New Challenges to Democracy / Nouveaux défis à la démocratie
2015/ Vol. CXVI
Print edition
75.00 €
45.00 €

European Public Law Series, vol. CXVI, New Challenges to Democracy / Nouveaux défis à la démocratie, 652 pp., 2015, ISSN: 2308-8648, ISBN: 978-618-81949-1-5

In this volume, are published the proceedings of the annual Conference of the EGPL organised from the 12th to the 14th of September 2014, on the subject "New Challenges to Democracy". Many prominent law scholars and legal personalities from all over Europe and the world participated in this Conference and contributed to the dialogue on the theme.

Under the heading "General Introduction: Judicial and Political Power - Where is the Dividing Line?", first a paper considers the role of judges which has been expanding worldwide, even on constitutional and political issues and concludes that the judges should use their wide powers with a wise moderation. Under this same heading, a second paper examines the growing power of judges, which influences the concept and organisation of the separation of powers and concludes that it is through the requirement of impartiality as a point of departure that the relationships between politics and justice can be redefined.

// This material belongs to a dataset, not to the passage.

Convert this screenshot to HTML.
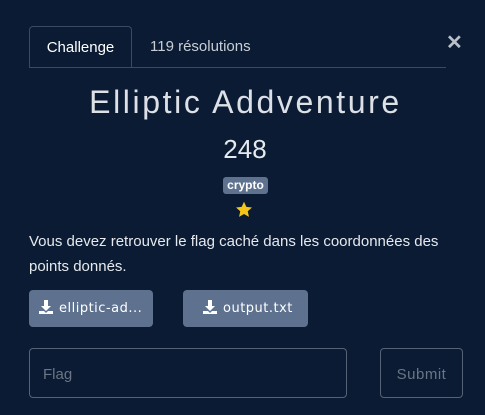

Another heading is dealing with the theme of Constitutional Imperatives, that is Transparency, Participation and Legal Certainty. The first paper under this heading maintains that democracy requires maximal transparency of 'public information' while, on the contrary, limiting transparency of 'personal information'. The digital era generates threats for democracy and the Rule of Law and therefore there is a need for an adequate protective legal framework and for the main legal protagonists to face the new informational and societal challenges. Dealing with the same theme of Constitutional Imperatives, another paper examines the useful effects but also the dark side of transparency, participation and legal certainty, which are fundamental cornerstones of a civil-rights based, procedural vision of administrative action. Under this heading, an Intervention also presented at the Conference follows, which provides an overview of a discussion on democratic legitimacy and accountability in the EU's economic governance that has been engaged since 2012 between EU institutions and Member States and distinguishes five successive strands and stages of debate: proposing general designs for a 'genuine EMU', the enquiry on the 'Troika', the Expert Group on joint issuance of public debt, the judicial dialogue between the Bundesverfassungsgericht and the European Court of Justice on ECB action, and the politicisation of the Commission through the 'Spitzenkandidaten'.

Under the heading "Does More Law Mean Less Democracy?", a paper discusses the gradual developments regarding the integration process of the EU and, in that connection, the democratic character of the EU decision-making and draws conclusions as to the perspectives of further integration in Europe as well as the degree of democracy, efficiency and effectiveness of the EU decision-making process.

National reports follow this heading, coming from Albania, Armenia, Cyprus, Denmark (two reports), Georgia, Greece, Poland, Portugal, Serbia, Slovakia, Turkey and Ukraine. The authors of the national reports based their contributions on a questionnaire on "New Challenges to Democracy" divided in three sections. The questionnaire is included in this EPLS volume.

A Case Study uses the national reports as a basis on which the new challenges to democracy can be discussed in a practical and realistic manner and presents the overall impression in a brief manner, a more detailed analysis having already been provided by the individual reports.

The Conclusions maintain that democratic government cannot deliver freedom and fairness on its own. The judges are the guardians of three essential standards: reason, fairness and the presumption of liberty and their authority depends only on the quality of their reasoning. They must exercise restraint in human rights issues but they also must be robust in ascertaining and defining the constitutional authority of the European Union.

Last but not least, in this EPLS volume, the speeches presented on the occasion of the Laudationes to Professors Gérard Timsit (speeches presented by J.-P. Costa, S. Ktistaki, Sir John Laws, A. Masucci, E. Spiliotopoulos and Acknowledgements by Prof. Gérard Timsit), to Prof. J.M. Sérvulo Correia (speeches presented by D. Duarte, G. Anthony, J.-B. Auby and Acknowledgements by Prof. J.M. Sérvulo Correia) and to Prof. E. Schmidt-Assmann (speeches presented by H.-H. Trute, A. Pantelis and E. Prevedourou), are included.